Do not cover the thermal mass. Carpeting virtually eliminates savings from the passive solar elements. Masonry walls can have drywall finishes, but should not be covered by large wall hangings or lightweight panelling. The drywall should be attached directly to the mass wall, not to covers fastened to the wall that create an undesirable insulating airspace between the drywall and the mass.
Select an appropriate mass colour. For best performance, finish mass floors with a dark colour. A medium colour can store 70 percent as much solar heat as a dark colour, and may be appropriate in some designs. A matte finish for the floor reduces reflected sunlight, thus increasing the amount of heat captured by the mass and having the additional advantage of reducing glare. The colour of interior mass walls does not significantly affect passive solar performance.
Insulate the thermal mass surfaces.
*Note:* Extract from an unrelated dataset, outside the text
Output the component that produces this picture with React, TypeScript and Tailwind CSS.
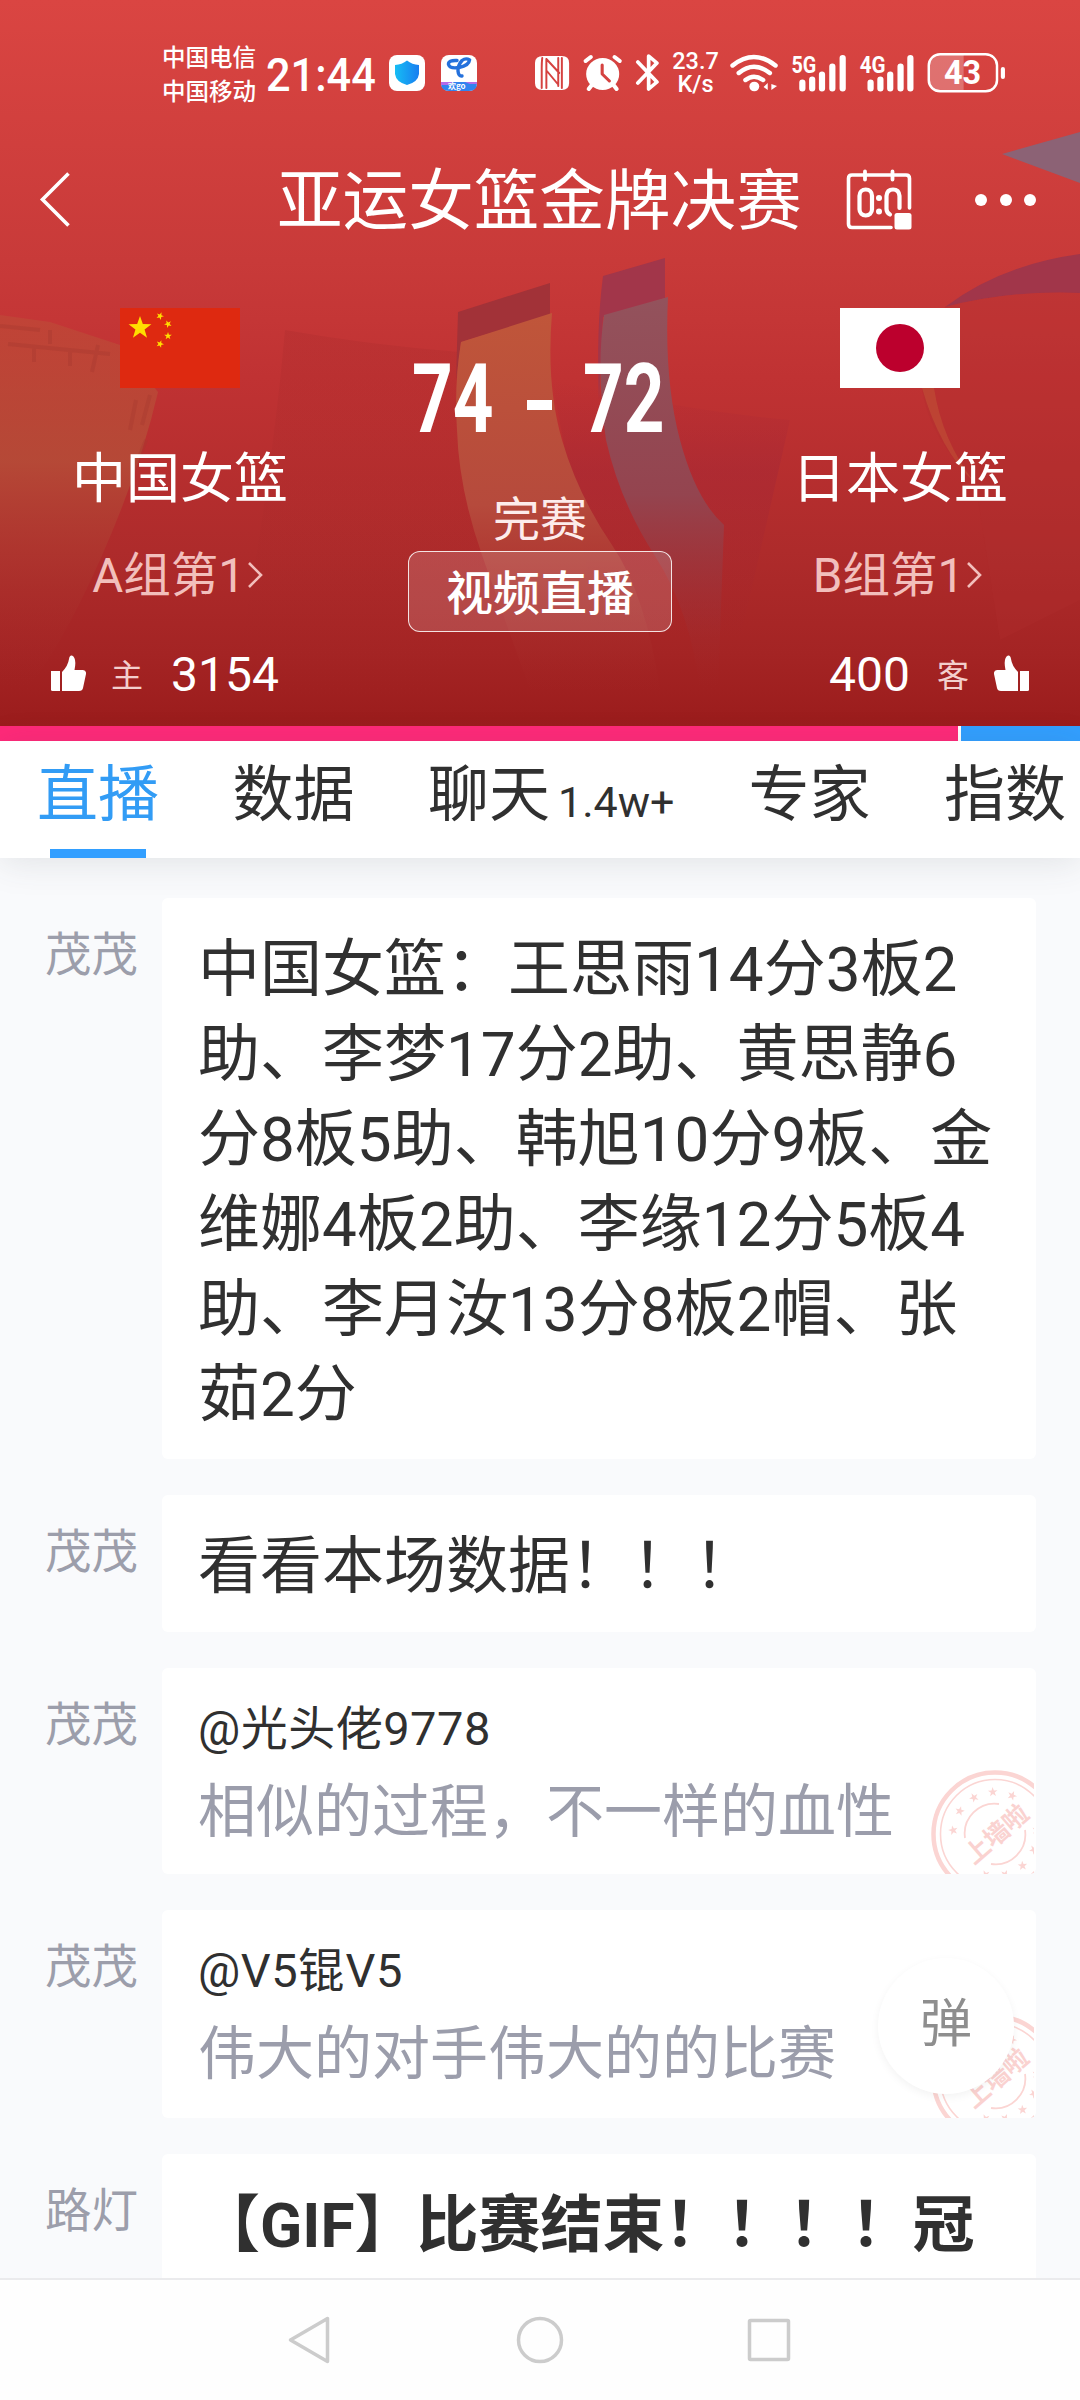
import type { ReactNode } from "react";

const TABS = [
    { label: "直播", active: true },
    { label: "数据" },
    { label: "聊天", count: "1.4w+" },
    { label: "专家" },
    { label: "指数" },
];

function cx(...c: Array<string | false | undefined | null>) {
    return c.filter(Boolean).join(" ");
}

export default function App() {
    return (
        <div className="relative flex h-[2400px] w-[1080px] flex-col overflow-hidden bg-white font-['Noto_Sans_CJK_SC',sans-serif] text-[#303030]">
            <header className="relative h-[726px] shrink-0 overflow-hidden bg-[linear-gradient(to_bottom,#da4542_0%,#c83a39_36%,#c03233_52%,#ae2b2b_76%,#a42424_90%,#9b1c1c_100%)] text-white">
                <HeaderArt />
                <div className="relative">
                    <StatusBar />
                    <TitleBar />
                    <div className="grid h-[387px] grid-cols-3">
                        <Team name="中国女篮" rank="A组第1" flag={<ChinaFlag />} />
                        <div className="flex flex-col items-center pt-[98px]">
                            <div className="flex h-24 items-center font-[Roboto,sans-serif] text-[96px] leading-none font-bold">
                                <span className="w-[83px] pl-px">
                                    <span className="inline-block origin-left scale-x-[0.74]">74</span>
                                </span>
                                <span className="mt-3 mr-[30px] ml-[33px] h-[10px] w-[25px] bg-white" />
                                <span className="w-[87px] pl-px">
                                    <span className="inline-block origin-left scale-x-[0.74]">72</span>
                                </span>
                            </div>
                            <div className="mt-[45px] text-[47px] leading-none text-[#fdeceb]">完赛</div>
                            <button className="mt-3 flex h-[81px] w-[264px] items-center justify-center rounded-xl border border-white/85 bg-white/15 pb-[4px] text-[47px] leading-none font-medium">
                                视频直播
                            </button>
                        </div>
                        <Team name="日本女篮" rank="B组第1" flag={<JapanFlag />} />
                    </div>
                    <div className="flex h-[66px] items-center justify-between px-[50px] leading-none">
                        <div className="flex items-center">
                            <Thumb />
                            <span className="ml-[25px] text-[32px] text-[#f3cfcd]">主</span>
                            <span className="ml-[28px] pt-[4px] font-[Roboto,sans-serif] text-[48px]">3154</span>
                        </div>
                        <div className="flex items-center">
                            <span className="pt-[4px] font-[Roboto,sans-serif] text-[48px]">400</span>
                            <span className="ml-[27px] text-[32px] text-[#f3cfcd]">客</span>
                            <Thumb className="ml-[25px] -scale-x-100" />
                        </div>
                    </div>
                </div>
            </header>

            {/* Support ratio */}
            <div className="flex h-[15px] shrink-0 gap-[3px]">
                <div className="w-[958px] bg-[#ff2979]" />
                <div className="flex-1 bg-[#329fff]" />
            </div>

            <nav className="relative z-10 flex h-[117px] shrink-0 bg-white pl-[37px] shadow-[0_4px_34px_rgba(60,70,80,0.13)]">
                {TABS.map((tab) => (
                    <div key={tab.label} className="mr-[73.5px] flex shrink-0 flex-col items-center">
                        <div className="flex h-[108px] items-start pt-[18px] leading-none">
                            <span className={cx("text-[61px]", tab.active && "text-[#329cf5]")}>{tab.label}</span>
                            {tab.count && (
                                <span className="ml-[8px] w-[117px] pt-[22px] font-[Roboto,sans-serif] text-[43px]">{tab.count}</span>
                            )}
                        </div>
                        {tab.active && <div className="h-[9px] w-24 bg-[#329fff]" />}
                    </div>
                ))}
            </nav>

            <main className="flex h-[1420px] shrink-0 flex-col gap-9 overflow-hidden bg-[#f9fafc] pt-[40px]">
                <Message author="茂茂" className="h-[561px] pr-[38px]">
                    中国女篮：王思雨14分3板2助、李梦17分2助、黄思静6分8板5助、韩旭10分9板、金维娜4板2助、李缘12分5板4助、李月汝13分8板2帽、张茹2分
                </Message>
                <Message author="茂茂" className="h-[137px]">
                    看看本场数据！！！
                </Message>
                <Message author="茂茂" className="h-[206px]">
                    <Reply user="@光头佬9778" text="相似的过程，不一样的血性" />
                </Message>
                <Message author="茂茂" className="h-[208px]">
                    <Reply user="@V5锟V5" text="伟大的对手伟大的的比赛" />
                </Message>
                <Message author="路灯" className="h-[200px] font-bold">
                    【GIF】比赛结束！！！！冠
                </Message>
            </main>

            <button className="absolute top-[1958px] left-[878px] z-10 flex h-[136px] w-[136px] items-center justify-center rounded-full bg-white pb-[12px] text-[52px] leading-none text-[#8e8e8e] shadow-[0_3px_8px_rgba(0,0,0,0.05)]">
                弹
            </button>

            <footer className="flex h-[122px] shrink-0 justify-center border-t-2 border-[#ebebed] bg-[#fefefe] pt-[35px]">
                <svg width="504" height="50" viewBox="288 2315 504 50" fill="none" stroke="#cccccc" strokeWidth="3.5" strokeLinejoin="round">
                    <path d="M290.5 2340 327.5 2318.500V2361.500Z" />
                    <circle cx="540" cy="2340" r="21.500" />
                    <rect x="749.5" y="2320.500" width="39" height="39" rx="1" />
                </svg>
            </footer>
        </div>
    );
}

function HeaderArt() {
    return (
        <svg className="absolute inset-0" width="1080" height="726" viewBox="0 0 1080 726">
            <defs>
                <linearGradient id="orange" x1="0" y1="310" x2="0" y2="700" gradientUnits="userSpaceOnUse">
                    <stop offset="0" stopColor="#c0563a" />
                    <stop offset="0.5" stopColor="#b64a3c" />
                    <stop offset="1" stopColor="#a32526" stopOpacity="0" />
                </linearGradient>
                <linearGradient id="mauve" x1="0" y1="300" x2="0" y2="690" gradientUnits="userSpaceOnUse">
                    <stop offset="0" stopColor="#93525c" />
                    <stop offset="0.5" stopColor="#94444f" />
                    <stop offset="1" stopColor="#a32526" stopOpacity="0" />
                </linearGradient>
                <linearGradient id="wall" x1="0" y1="310" x2="0" y2="690" gradientUnits="userSpaceOnUse">
                    <stop offset="0" stopColor="#bd5038" stopOpacity="0.5" />
                    <stop offset="0.4" stopColor="#b54d38" stopOpacity="0.85" />
                    <stop offset="1" stopColor="#a32526" stopOpacity="0" />
                </linearGradient>
                <linearGradient id="shade" x1="0" y1="330" x2="0" y2="700" gradientUnits="userSpaceOnUse">
                    <stop offset="0" stopColor="#a52a2b" stopOpacity="0.25" />
                    <stop offset="1" stopColor="#a32526" stopOpacity="0" />
                </linearGradient>
                <linearGradient id="between" x1="0" y1="380" x2="0" y2="640" gradientUnits="userSpaceOnUse">
                    <stop offset="0" stopColor="#9f2438" stopOpacity="0" />
                    <stop offset="0.35" stopColor="#9f2438" stopOpacity="0.35" />
                    <stop offset="1" stopColor="#9f2430" stopOpacity="0" />
                </linearGradient>
            </defs>
            <path d="M285 330Q370 345 460 352L500 600 420 700H230Q270 500 285 330Z" fill="url(#shade)" />
            <path d="M552 380Q680 410 790 420L740 640H600Z" fill="url(#between)" />
            <path d="M0 315 50 322 120 345 158 392Q140 470 100 560T20 700L0 710Z" fill="url(#wall)" />
            <path d="M0 326 40 330M8 344 110 354M50 330V344M34 346V362M70 350V366M98 345 92 372M150 395 142 425M146 440 134 470M136 400 130 430" stroke="#a83a30" strokeWidth="4" opacity="0.4" fill="none" />
            <path d="M458 312 550 283V315L461 342 456 380Z" fill="#a23238" />
            <path d="M461 342 552 313Q546 385 562 440T612 545 660 690H530Q505 620 482 555T457 430Q454 385 461 342Z" fill="url(#orange)" />
            <path d="M603 276 665 258V298L603 317 599 400Q596 330 603 276Z" fill="#a2364a" />
            <path d="M604 315 668 297Q664 380 680 440T724 525L718 690H700Q690 610 655 556T606 440Q596 370 604 315Z" fill="url(#mauve)" />
            <path d="M1002 154 1080 132V183Z" fill="#8c6275" />
            <path d="M945 307Q1000 265 1080 254V293Q1010 290 945 307Z" fill="#a1364a" />
            <path d="M945 307Q1010 290 1080 293V600L1000 640 975 480Q930 440 922 389Z" fill="#b0302f" opacity="0.3" />
            <path d="M922 388H934Q942 440 974 482 940 450 922 388Z" fill="#bf4c35" opacity="0.7" />
        </svg>
    );
}

function StatusBar() {
    return (
        <div className="flex h-[146px] items-center pl-[162px]">
            <div className="w-[104px] shrink-0 text-[23.5px] leading-[34px] font-medium">
                <div>中国电信</div>
                <div>中国移动</div>
            </div>
            <div className="w-[123px] shrink-0 pt-[3px] font-[Roboto,sans-serif] text-[46px] leading-none font-medium">
                <span className="inline-block origin-left scale-x-[0.94]">21:44</span>
            </div>
            <svg className="shrink-0" width="88" height="36" viewBox="389 56 88 36">
                <defs>
                    <linearGradient id="shield" x1="0" x2="1">
                        <stop stopColor="#16bdf4" />
                        <stop offset="1" stopColor="#187ef0" />
                    </linearGradient>
                </defs>
                <rect x="389" y="56" width="36" height="36" rx="8" fill="#fff" />
                <path d="M407 61.500Q412 65.500 419 66V75Q418 83 407 86 396 83 395 75V66Q402 65.500 407 61.500Z" fill="url(#shield)" />
                <rect x="441" y="56" width="36" height="36" rx="8" fill="#fff" />
                <path d="M441 83H477V84Q477 92 469 92H449Q441 92 441 84Z" fill="#3183ef" />
                <path d="M441 83H453L448 86H441ZM465 83H477V85H470Z" fill="#b46be8" />
                <path d="M457 61.500Q448 61 448.500 65.500 450 70 459 68.500 469 66.500 469.500 61 466 58.500 462 61.500 458 66 458 72 458.500 77.500 462 77" fill="none" stroke="#2471dc" strokeWidth="3.400" strokeLinecap="round" />
                <text x="448" y="89.500" fontSize="8" fontWeight="700" fill="#fff">
                    欢go
                </text>
            </svg>
            <svg className="ml-[58px] shrink-0" width="124" height="42" viewBox="534 52 120 42" preserveAspectRatio="none" fill="none" stroke="#fff" strokeLinecap="round" strokeLinejoin="round">
                {/* NFC */}
                <path d="M542 56H560Q567 56 567 63V83Q567 90 560 90H541Q534 90 534 83V63Q534 56 542 56Z" fill="#fff" stroke="none" />
                <path d="M541 58Q540.500 62 540.500 68V88M560 58V88M545 59 557.500 73M545.500 71 556 84M545 59V88M556.500 58V86" stroke="#d54240" strokeWidth="1.900" />
                {/* Alarm */}
                <circle cx="599.500" cy="74" r="16" fill="#fff" stroke="none" />
                <path d="M583 61 588 57M616 61 611 57M589 85 586 89M610 85 613 89" strokeWidth="4" />
                <path d="M599 65V74L606 81" stroke="#d54240" strokeWidth="3" />
                {/* Bluetooth */}
                <path d="M633.500 62 652 82 644 89V56L652 63 633.500 83" strokeWidth="3.600" />
            </svg>
            <div className="ml-[13px] w-[47px] shrink-0 text-center font-[Roboto,sans-serif] text-[23.5px] leading-[23px] font-medium">
                <div>23.7</div>
                <div>K/s</div>
            </div>
            <svg className="ml-[11px] shrink-0" width="276" height="44" viewBox="723 51 267 44" preserveAspectRatio="none" fill="none" stroke="#fff" strokeLinecap="round">
                <path d="M725.500 65.500Q746 48.500 767 65.500M731.500 73Q746 60.500 761.500 73M738 80Q746 73.500 755 80" strokeWidth="4.400" />
                <circle cx="746.500" cy="86.500" r="4.800" fill="#fff" stroke="none" />
                <path d="M755.500 87 759.500 83V90ZM763 84 768.500 86 763 90Z" fill="#fff" stroke="none" />
                <path d="M793 82.500V88.500M802.500 79.500V88.500M812 74.500V88.500M822 66.500V88.500M832 58V88.500" strokeWidth="6" />
                <path d="M859 82.500V88.500M868.500 79.500V88.500M878 74.500V88.500M888 66.500V88.500M897.500 58V88.500" strokeWidth="6" />
                <g fill="#fff" stroke="none" fontSize="24" fontWeight="700" fontFamily="Roboto, sans-serif">
                    <text x="782.500" y="73" textLength="24" lengthAdjust="spacingAndGlyphs">
                        5G
                    </text>
                    <text x="848.500" y="73" textLength="25" lengthAdjust="spacingAndGlyphs">
                        4G
                    </text>
                    <path d="M927 55H949V91H927Q916 91 916 80V66Q916 55 927 55Z" opacity="0.25" />
                    <text x="930" y="84.500" fontSize="33" textLength="36" lengthAdjust="spacingAndGlyphs">
                        43
                    </text>
                </g>
                <rect x="915.300" y="54.300" width="66" height="37" rx="11" strokeWidth="2.400" />
                <path d="M987 69V77" strokeWidth="4" />
            </svg>
        </div>
    );
}

function TitleBar() {
    return (
        <div className="flex h-[107px] items-center pl-[39px]">
            <svg width="34" height="60" viewBox="39 170 34 60" fill="none" stroke="#fff" strokeWidth="3.600">
                <path d="M68.500 173.500 42.500 199.500 68.500 225.500" />
            </svg>
            <h1 className="ml-[204px] w-[525px] pb-[7px] text-[65.6px] leading-none whitespace-nowrap">亚运女篮金牌决赛</h1>
            <svg className="ml-[44px]" width="66" height="64" viewBox="846 167 66 64" fill="none" stroke="#fff" strokeLinecap="round">
                <path d="M891 226.500H852Q848.500 226.500 848.500 223V177.500Q848.500 174 852 174H906Q909.500 174 909.500 177.500V207" strokeWidth="3.600" />
                <path d="M865 170.500V178.500M892.500 170.500V178.500" strokeWidth="3.800" />
                <rect x="859.500" y="188.500" width="12.500" height="26" rx="6.200" strokeWidth="4.200" />
                <path d="M890 213.500Q886.500 211.500 886.500 208V195Q887 188.500 893 188.500T899.500 195V207" strokeWidth="4.200" />
                <path d="M894.500 214.500Q894.500 212 897 212H909Q911.500 212 911.500 214.500V226Q911.500 228.500 909 228.500H897Q894.500 228.500 894.500 226Z" fill="#fff" stroke="none" />
                <circle cx="879" cy="197" r="3" fill="#fff" stroke="none" />
                <circle cx="879" cy="210.500" r="3" fill="#fff" stroke="none" />
            </svg>
            <div className="ml-[63px] flex gap-[12.5px]">
                <span className="h-3 w-3 rounded-full bg-white" />
                <span className="h-3 w-3 rounded-full bg-white" />
                <span className="h-3 w-3 rounded-full bg-white" />
            </div>
        </div>
    );
}

function Team({ name, rank, flag }: { name: string; rank: string; flag: ReactNode }) {
    return (
        <div className="flex flex-col items-center pt-[55px] leading-none">
            {flag}
            <div className="mt-[60px] text-[54px]">{name}</div>
            <div className="mt-[51px] mr-[3px] flex items-center font-[Roboto,'Noto_Sans_CJK_SC',sans-serif] text-[47.5px] text-[#f2bfbc]">
                {rank}
                <svg className="mb-[4px] ml-[2px]" width="18" height="34" viewBox="0 0 18 34" fill="none" stroke="currentColor" strokeWidth="2.600">
                    <path d="M2 5 14 17 2 29" />
                </svg>
            </div>
        </div>
    );
}

const STAR = "M0-10 2.350-3.240 9.510-3.090 3.800 1.240 5.880 8.090 0 4-5.880 8.090-3.800 1.240-9.510-3.090-2.350-3.240Z";

function ChinaFlag() {
    return (
        <svg width="120" height="80" viewBox="0 0 120 80">
            <rect width="120" height="80" fill="#de2910" />
            <g fill="#ffde00">
                <path d={STAR} transform="translate(20 20) scale(1.2)" />
                <path d={STAR} transform="translate(40 8) rotate(23) scale(0.4)" />
                <path d={STAR} transform="translate(48 16) rotate(46) scale(0.4)" />
                <path d={STAR} transform="translate(48 28) scale(0.4)" />
                <path d={STAR} transform="translate(40 36) rotate(20) scale(0.4)" />
            </g>
        </svg>
    );
}

function JapanFlag() {
    return (
        <div className="flex h-20 w-[120px] items-center justify-center bg-white">
            <div className="h-12 w-12 rounded-full bg-[#bc002d]" />
        </div>
    );
}

function Thumb({ className }: { className?: string }) {
    return (
        <svg className={className} width="36" height="36" viewBox="0 0 36 36" fill="#fff">
            <path d="M1 16H10V36H2.500Q1 36 1 34.500Z" />
            <path d="M12 17Q18 11 19 4 19.500 0 22 0.500 27 3 24.500 15H33Q36.500 15.500 36 19L33 33Q32.500 36 29 36H12Z" />
        </svg>
    );
}

function Message({ author, className, children }: { author: string; className?: string; children: ReactNode }) {
    return (
        <div className="flex shrink-0 pr-11">
            <div className="w-[162px] shrink-0 pt-[30px] pl-[45px] text-[46.5px] leading-none text-[#9c9eab]">{author}</div>
            <div
                className={cx(
                    "relative flex-1 overflow-hidden rounded-md bg-white pt-[29px] pl-[36px] font-[Roboto,'Noto_Sans_CJK_SC',sans-serif] text-[62px] leading-[85px]",
                    className
                )}
            >
                {children}
            </div>
        </div>
    );
}

function Reply({ user, text }: { user: string; text: string }) {
    return (
        <>
            <div className="mt-[8px] text-[47px] leading-none tracking-[0.5px]">{user}</div>
            <div className="mt-[31px] text-[58px] leading-none whitespace-nowrap text-[#9b9dab]">{text}</div>
            <Stamp />
        </>
    );
}

const STAMP_STARS = [-85, -57, -30, -3, 24, 85, 112, 139, 166, 193];

function Stamp() {
    return (
        <svg className="absolute right-[2px] bottom-0" width="104" height="104" viewBox="-65 -64 104 104" fill="none" stroke="#fbd5d3">
            <circle r="61.500" strokeWidth="4.500" />
            <circle r="54.500" strokeWidth="1.600" />
            <path d="M-30 4A30 30 0 0 1 4-30M30-4A30 30 0 0 1-4 30" strokeWidth="1.800" />
            {STAMP_STARS.map((deg) => (
                <path key={deg} d={STAR} transform={`rotate(${deg}) translate(0 -42) scale(0.5)`} fill="#fbd5d3" stroke="none" />
            ))}
            <text transform="rotate(-41)" x="1" y="10" textAnchor="middle" fontSize="25" fontWeight="700" fontFamily="Noto Sans CJK SC, sans-serif" fill="#fad2d0" stroke="none">
                上墙啦
            </text>
        </svg>
    );
}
There are several techniques for insulating slab floors and masonry exterior walls. These measures should introduced to achieve the energy savings. Unfortunately, problems in some case can arise like with termite infestations in foam insulation for perimeter slabs. This can complicate the issue of whether and how to insulate slab-on-grade floors.
Make thermal mass multipurpose. For maximum cost effectiveness, thermal mass elements should serve other purposes as well. Masonry thermal storage walls are one example of a passive solar design that is often cost prohibitive because the mass wall is only needed as thermal mass. On the other hand, tile-covered slab floors store heat, serve as structural elements, and provide a finished floor surface. Masonry interior walls provide structural support, divide rooms, and store heat.
When developing a thermal storage system or simply comparing materials it is useful to look at the storage capacity of the proposed building materials which is referred to as the volumetric heat capacity (J/m3. Deg. Celsius) or more commonly the specific heat and the rate at which the material can take up and store heat.